[The Life of Michelangelo Buonarroti by John Addington Symonds]@TWC D-Link book
The Life of Michelangelo Buonarroti

CHAPTER I
10/44

It will be seen that during the whole course of his long career he acted as the mainstay of his father, and as father to his younger brothers.
The strength and the tenacity of his domestic affections are very remarkable in a man who seems never to have thought of marrying.
"Art," he used to say, "is a sufficiently exacting mistress." Instead of seeking to beget children for his own solace, he devoted himself to the interests of his kinsmen.
The office of Podesta lasted only six months, and at the expiration of this term Lodovico returned to Florence.

He put the infant Michelangelo out to nurse in the village of Settignano, where the Buonarroti Simoni owned a farm.

Most of the people of that district gained their livelihood in the stone-quarries around Settignano and Maiano on the hillside of Fiesole.

Michelangelo's foster-mother was the daughter and the wife of stone-cutters.

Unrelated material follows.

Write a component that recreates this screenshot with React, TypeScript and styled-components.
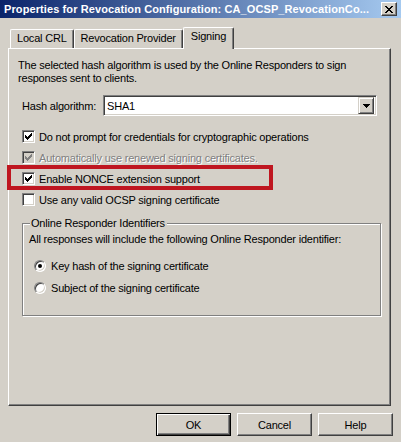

"George," said he in after-years to his friend Vasari, "if I possess anything of good in my mental constitution, it comes from my having been born in your keen climate of Arezzo; just as I drew the chisel and the mallet with which I carve statues in together with my nurse's milk." When Michelangelo was of age to go to school, his father put him under a grammarian at Florence named Francesco da Urbino.